A New Option for Colorectal Cancer Screening

            Although colorectal cancer is a leading cause of death in the United States and is treatable when detected early, about one-third of eligible adults have not been screened for the disease (1,2). Several screening options exist, including the gold standard colonoscopy. But many people are afraid of discomfort during colonoscopy or anticipate being inconvenienced by a stool-based test, and as a result, they decide not to undergo screening.

            A good screening test must not only be technically capable of finding cancer accurately, but it also must be acceptable to patients and doctors. Furthermore, offering two or more screening test options can increase screening compliance (3). With this in mind, researchers at a company called Epigenomics set out over 15 years ago to develop a blood-based test for colorectal cancer.

            Scientists at Epigenomics were aware of two critical developments. First, an abundance of reports were being published on hypermethylation of specific tumor-growth-related genes in various cancers. Second, there was increasing evidence that tumor-derived DNA could be found circulating freely in blood. Epigenomics identified a gene frequently hypermethylated in colorectal tumors (Septin 9), developed a highly sensitive assay for the gene, and optimized protocols for obtaining tumor-derived DNA from plasma.
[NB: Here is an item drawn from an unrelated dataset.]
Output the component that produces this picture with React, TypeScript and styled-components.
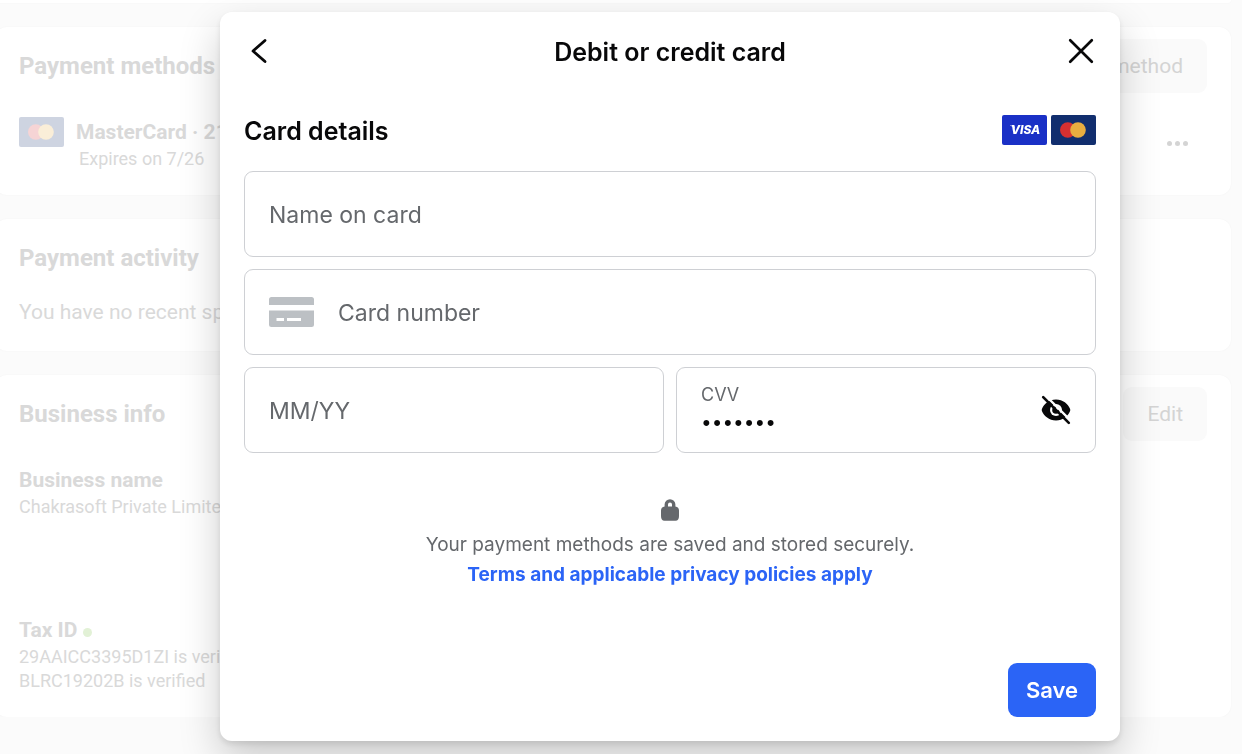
import React from "react";
import styled, { createGlobalStyle } from "styled-components";

const GlobalStyle = createGlobalStyle`
  *, *::before, *::after { box-sizing: border-box; }
  body {
    margin: 0;
    background: #fbfbfb;
    overflow: hidden;
    font-family: Roboto, "Liberation Sans", sans-serif;
  }
  h1, h2, h3, p { margin: 0; }
  button, input { font: inherit; }
`;

/* ---------- Billing page behind the dialog ---------- */

const Page = styled.main`
  display: flex;
  flex-direction: column;
  gap: 24px;
  margin: 0 11px 0 -5px;
  color: #d9d9d9;
`;

const Card = styled.section`
  padding: 12px 24px;
  border-radius: 12px;
  background: #ffffff;
  box-shadow: 0 0 2px rgba(0, 0, 0, 0.04);
`;

const CardSliver = styled.div`
  height: 3px;
  border-radius: 0 0 12px 12px;
  background: #ffffff;
  box-shadow: 0 0 2px rgba(0, 0, 0, 0.04);
`;

const CardHeader = styled.div`
  display: flex;
  align-items: center;
  justify-content: space-between;
  height: 54px;
`;

const CardTitle = styled.h2`
  font-size: 24px;
  line-height: 30px;
  font-weight: 700;
`;

const GhostButton = styled.button`
  height: 54px;
  padding: 0 24px;
  border: 0;
  border-radius: 9px;
  background: #fafafa;
  color: #d4d4d4;
  font-size: 21px;
`;

const MethodRow = styled.div`
  display: flex;
  align-items: flex-start;
  gap: 12px;
  padding: 24px 0 12px;
`;

const MethodText = styled.div`
  flex: 1;
`;

const ItemTitle = styled.h3`
  display: flex;
  align-items: center;
  gap: 6px;
  font-size: 21px;
  line-height: 30px;
  font-weight: 700;
`;

const ItemText = styled.p`
  font-size: 18px;
  line-height: 24px;
`;

const Expiry = styled(ItemText)`
  padding-left: 3px;
`;

const FadedLogo = styled.div`
  height: 30px;
  opacity: 0.2;
`;

const MoreButton = styled.button`
  display: flex;
  gap: 3px;
  margin: 22px 19px 0 0;
  padding: 2px 0;
  border: 0;
  background: none;
`;

const MoreDot = styled.span`
  width: 5px;
  height: 5px;
  border-radius: 50%;
  background: #d4d4d4;
`;

const EmptyText = styled.p`
  font-size: 21px;
  line-height: 54px;
`;

const InfoBlock = styled.div`
  height: 126px;
  margin-top: 24px;

  &:last-child {
    height: 90px;
  }
`;

const StatusDot = styled.span`
  width: 9px;
  height: 9px;
  margin-top: 4px;
  border-radius: 50%;
  background: #e2f1d6;
`;

/* ---------- Dialog ---------- */

const Overlay = styled.div`
  position: fixed;
  inset: 0;
  display: flex;
  align-items: flex-start;
  justify-content: center;
  padding: 12px 0 0 98px;
`;

const Dialog = styled.div`
  display: flex;
  flex-direction: column;
  width: 100%;
  max-width: 900px;
  padding: 12px 24px 24px;
  border-radius: 12px;
  background: #ffffff;
  color: #080809;
  font-family: Inter, "Liberation Sans", sans-serif;
  box-shadow: 0 18px 42px rgba(0, 0, 0, 0.2), 0 3px 6px rgba(0, 0, 0, 0.1);
`;

const DialogHeader = styled.header`
  display: grid;
  grid-template-columns: 30px 1fr 30px;
  align-items: center;
  height: 54px;
`;

const Title = styled.h2`
  padding-top: 2px;
  text-align: center;
  font-size: 25px;
  line-height: 30px;
  font-weight: 600;
`;

const IconButton = styled.button`
  display: flex;
  width: 30px;
  height: 30px;
  padding: 0;
  border: 0;
  background: none;
  color: inherit;
`;

const SectionHeader = styled.div`
  display: flex;
  align-items: center;
  justify-content: space-between;
  height: 30px;
  margin: 37px 0 26px;
`;

const Brands = styled.div`
  display: flex;
  gap: 4px;
`;

const Form = styled.form`
  display: flex;
  flex-direction: column;
`;

const Fields = styled.div`
  display: grid;
  grid-template-columns: 1fr 1fr;
  gap: 12px;
`;

const Field = styled.div<{ $wide?: boolean }>`
  display: flex;
  align-items: center;
  gap: 24px;
  grid-column: ${(p) => (p.$wide ? "1 / -1" : "auto")};
  height: 86px;
  padding: 0 24px;
  border: 1px solid #ced0d4;
  border-radius: 9px;
`;

const FieldInput = styled.input`
  flex: 1;
  width: 100%;
  min-width: 0;
  padding: 2px 0 0;
  border: 0;
  outline: 0;
  background: none;
  color: #080809;
  font-size: 23px;
  line-height: 30px;

  &::placeholder {
    color: #65686c;
    opacity: 1;
  }
`;

const SecretInput = styled(FieldInput)`
  flex: none;
  height: 30px;
  font-size: 19px;
`;

const Stack = styled.div`
  flex: 1;
  display: flex;
  flex-direction: column;
`;

const FloatingLabel = styled.label`
  color: #65686c;
  font-size: 18px;
  line-height: 24px;
`;

const Notice = styled.div`
  display: flex;
  flex-direction: column;
  align-items: center;
  margin-top: 45px;
  color: #65686c;
  font-size: 19px;
  line-height: 30px;
`;

const LockBox = styled.span`
  display: flex;
  height: 32px;
`;

const TermsLink = styled.a`
  color: #2b64f6;
  font-weight: 700;
  text-decoration: none;
`;

const SaveButton = styled.button`
  align-self: flex-end;
  height: 54px;
  margin-top: 73px;
  padding: 0 18px;
  border: 0;
  border-radius: 9px;
  background: #2b64f6;
  color: #ffffff;
  font-size: 22px;
  font-weight: 600;
`;

/* ---------- Icons ---------- */

const MastercardLogo = () => (
  <svg width="45" height="30" viewBox="0 0 45 30" role="img" aria-label="Mastercard">
    <rect width="45" height="30" rx="2" fill="#112e6e" />
    <circle cx="16.8" cy="15" r="7.8" fill="#d63031" />
    <circle cx="27" cy="15" r="7.8" fill="#e8ae40" />
  </svg>
);

const VisaLogo = () => (
  <svg width="45" height="30" viewBox="0 0 45 30" role="img" aria-label="Visa">
    <rect width="45" height="30" rx="2" fill="#1a30c6" />
    <path d="M8 10.600h4.200l.8 3.200c-1-1.600-2.600-2.600-5-3z" fill="#ffffff" />
    <text
      x="23.500"
      y="19.400"
      textAnchor="middle"
      fontFamily="Inter, sans-serif"
      fontSize="12"
      fontWeight="800"
      fontStyle="italic"
      fill="#ffffff"
    >
      VISA
    </text>
  </svg>
);

const BackIcon = () => (
  <svg width="30" height="30" viewBox="0 0 30 30" fill="none" aria-hidden="true">
    <path
      d="M21 4.500L9 15L21 25.500"
      stroke="currentColor"
      strokeWidth="2.900"
      strokeLinecap="round"
      strokeLinejoin="round"
    />
  </svg>
);

const CloseIcon = () => (
  <svg width="30" height="30" viewBox="0 0 30 30" fill="none" aria-hidden="true">
    <path
      d="M4.200 4.200L25.800 25.800M25.800 4.200L4.200 25.800"
      stroke="currentColor"
      strokeWidth="2.700"
      strokeLinecap="round"
    />
  </svg>
);

const CardIcon = () => (
  <svg width="45" height="30" viewBox="0 0 45 30" fill="#bcc0c4" aria-hidden="true">
    <path d="M2.500 0h40a2.500 2.500 0 0 1 2.500 2.500V8H0V2.500A2.500 2.500 0 0 1 2.500 0z" />
    <path
      fillRule="evenodd"
      d="M0 13.500h45v14a2.500 2.500 0 0 1-2.500 2.500h-40A2.500 2.500 0 0 1 0 27.500zM7.500 21v3H15v-3zM18 21v3h14v-3z"
    />
  </svg>
);

const EyeOffIcon = () => (
  <svg width="30" height="30" viewBox="0 0 30 30" aria-hidden="true">
    <path
      d="M15 4.500C22 4.500 27 9 29 13.700Q29.600 15 29 16.300C27 21 22 25.500 15 25.500S3 21 1 16.300Q.4 15 1 13.700C3 9 8 4.500 15 4.500z"
      fill="currentColor"
    />
    <circle cx="15" cy="15" r="6" fill="#ffffff" />
    <circle cx="15" cy="15" r="3.800" fill="currentColor" />
    <circle cx="16" cy="13.600" r="1.600" fill="#ffffff" />
    <path d="M4.500 .5L30 26" stroke="#ffffff" strokeWidth="2.400" />
    <path
      d="M2.200 2.200L27.800 27.800"
      stroke="currentColor"
      strokeWidth="2.600"
      strokeLinecap="round"
    />
  </svg>
);

const LockIcon = () => (
  <svg width="20" height="24" viewBox="0 0 20 24" fill="currentColor" aria-hidden="true">
    <path
      fillRule="evenodd"
      d="M4.600 8.500V6.600a5.400 5.400 0 0 1 10.800 0V8.500A4.200 4.200 0 0 1 19 12.600v5.400Q19 22.800 15.500 22.800H4.500Q1 22.800 1 18v-5.400A4.200 4.200 0 0 1 4.600 8.500zM8 8.500h4V6.600a2 2 0 0 0-4 0z"
    />
  </svg>
);

/* ---------- Screen ---------- */

const BillingPage = () => (
  <Page>
    <CardSliver />
    <Card>
      <CardHeader>
        <CardTitle>Payment methods</CardTitle>
        <GhostButton type="button">Add payment method</GhostButton>
      </CardHeader>
      <MethodRow>
        <FadedLogo>
          <MastercardLogo />
        </FadedLogo>
        <MethodText>
          <ItemTitle>MasterCard · 21</ItemTitle>
          <Expiry>Expires on 7/26</Expiry>
        </MethodText>
        <MoreButton type="button" aria-label="More options">
          <MoreDot />
          <MoreDot />
          <MoreDot />
        </MoreButton>
      </MethodRow>
    </Card>
    <Card>
      <CardHeader>
        <CardTitle>Payment activity</CardTitle>
      </CardHeader>
      <EmptyText>You have no recent spend</EmptyText>
    </Card>
    <Card>
      <CardHeader>
        <CardTitle>Business info</CardTitle>
        <GhostButton type="button">Edit</GhostButton>
      </CardHeader>
      <InfoBlock>
        <ItemTitle>Business name</ItemTitle>
        <ItemText>Chakrasoft Private Limited</ItemText>
      </InfoBlock>
      <InfoBlock>
        <ItemTitle>
          Tax ID <StatusDot />
        </ItemTitle>
        <ItemText>29AAICC3395D1ZI is verified</ItemText>
        <ItemText>BLRC19202B is verified</ItemText>
      </InfoBlock>
    </Card>
  </Page>
);

const CardDialog = () => (
  <Dialog role="dialog" aria-modal="true" aria-labelledby="dialog-title">
    <DialogHeader>
      <IconButton type="button" aria-label="Back">
        <BackIcon />
      </IconButton>
      <Title as="h1" id="dialog-title">
        Debit or credit card
      </Title>
      <IconButton type="button" aria-label="Close">
        <CloseIcon />
      </IconButton>
    </DialogHeader>
    <SectionHeader>
      <Title>Card details</Title>
      <Brands>
        <VisaLogo />
        <MastercardLogo />
      </Brands>
    </SectionHeader>
    <Form onSubmit={(e) => e.preventDefault()}>
      <Fields>
        <Field $wide>
          <FieldInput aria-label="Name on card" placeholder="Name on card" />
        </Field>
        <Field $wide>
          <CardIcon />
          <FieldInput aria-label="Card number" placeholder="Card number" inputMode="numeric" />
        </Field>
        <Field>
          <FieldInput aria-label="Expiration date" placeholder="MM/YY" inputMode="numeric" />
        </Field>
        <Field>
          <Stack>
            <FloatingLabel htmlFor="cvv">CVV</FloatingLabel>
            <SecretInput id="cvv" type="password" defaultValue="1234567" />
          </Stack>
          <IconButton type="button" aria-label="Show CVV">
            <EyeOffIcon />
          </IconButton>
        </Field>
      </Fields>
      <Notice>
        <LockBox>
          <LockIcon />
        </LockBox>
        <p>Your payment methods are saved and stored securely.</p>
        <TermsLink href="#terms">Terms and applicable privacy policies apply</TermsLink>
      </Notice>
      <SaveButton type="submit">Save</SaveButton>
    </Form>
  </Dialog>
);

export default function App() {
  return (
    <>
      <GlobalStyle />
      <BillingPage />
      <Overlay>
        <CardDialog />
      </Overlay>
    </>
  );
}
            The resulting test, called Epi proColon, has been used to analyze plasma from thousands of average-risk adults of screening age. The test detects about 68% of cancer cases (with 80% specificity), and was found to be non-inferior to another FDA-approved screening method, fecal immunochemical test (FIT). In April of 2016, the Epi proColon test was approved by the FDA for use in patients who choose not to undergo screening by other recommended methods. In other words, the one-third of eligible Americans who are not currently screened for colorectal cancer now have another option to consider, one they might find more acceptable.

            The approval of the Epi proColon test is a huge success story for those who have advocated for early detection of cancer, for those who have worked hard on the promise of molecular diagnostics, and of course, for the patients whose cancer will be detected early. But hurdles remain for the test. Medical professionals must be made aware of the new option, and Medicare and private insurance companies must reimburse for the test. Recently, legislation was introduced by representative Donald M. Payne that would provide Medicare coverage for all FDA-approved blood-based colorectal cancer screening tests, including Epi proColon.

1. Joseph DA, King JB, Miller JW, Richardson LC. Prevalence of colorectal cancer screening among adults – behavioral risk factor surveillance system, United States, 2010. MMWR. 2012;61 Suppl: 51-56.

2. Klabunde CN, Joseph DA, King JB White A, Plescia M. Vital Signs: Colorectal Cancer Screening Test Use - United States, 2012. MMWR. 2013;62(44): 881-888.

3. Inadomi J, Vijan S, Janz NK, Fagerlin A, Thomas JP, et al. Adherence to Colorectal Cancer Screening: A Randomized Clinical Trial of Competing Strategies. Arch of Int Med. 2012;172(7): 575–582.